O Banco Nacional de Desenvolvimento Econômico e Social (BNDES) está atento ao potencial industrial que o ecossistema de data centers pode alavancar. Carlos Azen, chefe de departamento no banco, destacou que a instituição está mapeando fornecedores nacionais de equipamentos, e poderá atuar com dívida, equity e fundos setoriais, como o FUSTE.

A nacionalização será um dos critérios exigidos nos financiamentos, caso haja fornecedor local competitivo. Azen citou a WEG como exemplo de empresa brasileira pronta para competir globalmente nesse setor e reforçou que “existe um bloco bastante grande de oportunidades” em torno da cadeia produtiva.

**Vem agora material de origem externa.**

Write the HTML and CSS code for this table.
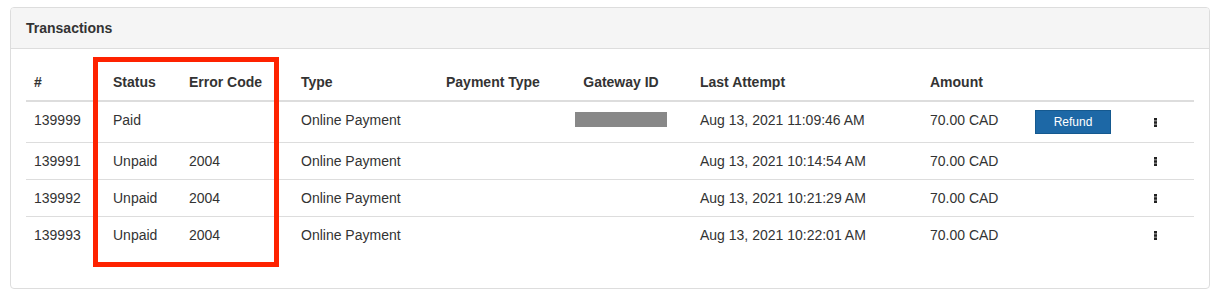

Ofertas insuficientes para mandato de biometano. O resultado da chamada aberta pela Petrobras para aquisição de biometano levantou dúvidas sobre a capacidade do mercado de atender o mandato de 1% de descarbonização previsto no Combustível do Futuro. A estatal defende, então, um regime transitório.

Justiça do DF suspende outorgas para UTE Brasília. Uso de recursos hídricos é indispensável para o empreendimento e etapa obrigatória para o licenciamento ambiental. A vara de Meio Ambiente, Desenvolvimento Urbano e Fundiário acolheu os argumentos de ação civil pública movida pelo Instituto Arayara.

STF derruba leis contra PCHs. O Supremo Tribunal Federal (STF) declarou inconstitucionais leis municipais que proibiam a instalação de usinas hidrelétricas sob a alegação de proteção ambiental. A corte reconheceu a competência exclusiva da União para legislar sobre recursos hídricos, energia e meio ambiente.

Elétricos em alta. O mercado de veículos eletrificados no Brasil cresceu 22,3% em maio de 2025 em relação ao mesmo mês de 2024, apontou a Associação Brasileira do Veículo Elétrico (ABVE). Ao todo, foram 16.641 unidades vendidas no mês. Em relação a abril deste ano, o aumento foi de 12,7%.

Nova tarifa social. A Agência Nacional de Energia Elétrica (Aneel) aprovou nesta terça-feira (10/6) as alterações na tarifa social de energia elétrica, que passam a valer para consumidores de baixa renda a partir de 5 de julho. A ampliação dos descontos está prevista na MP 1300, publicada em maio.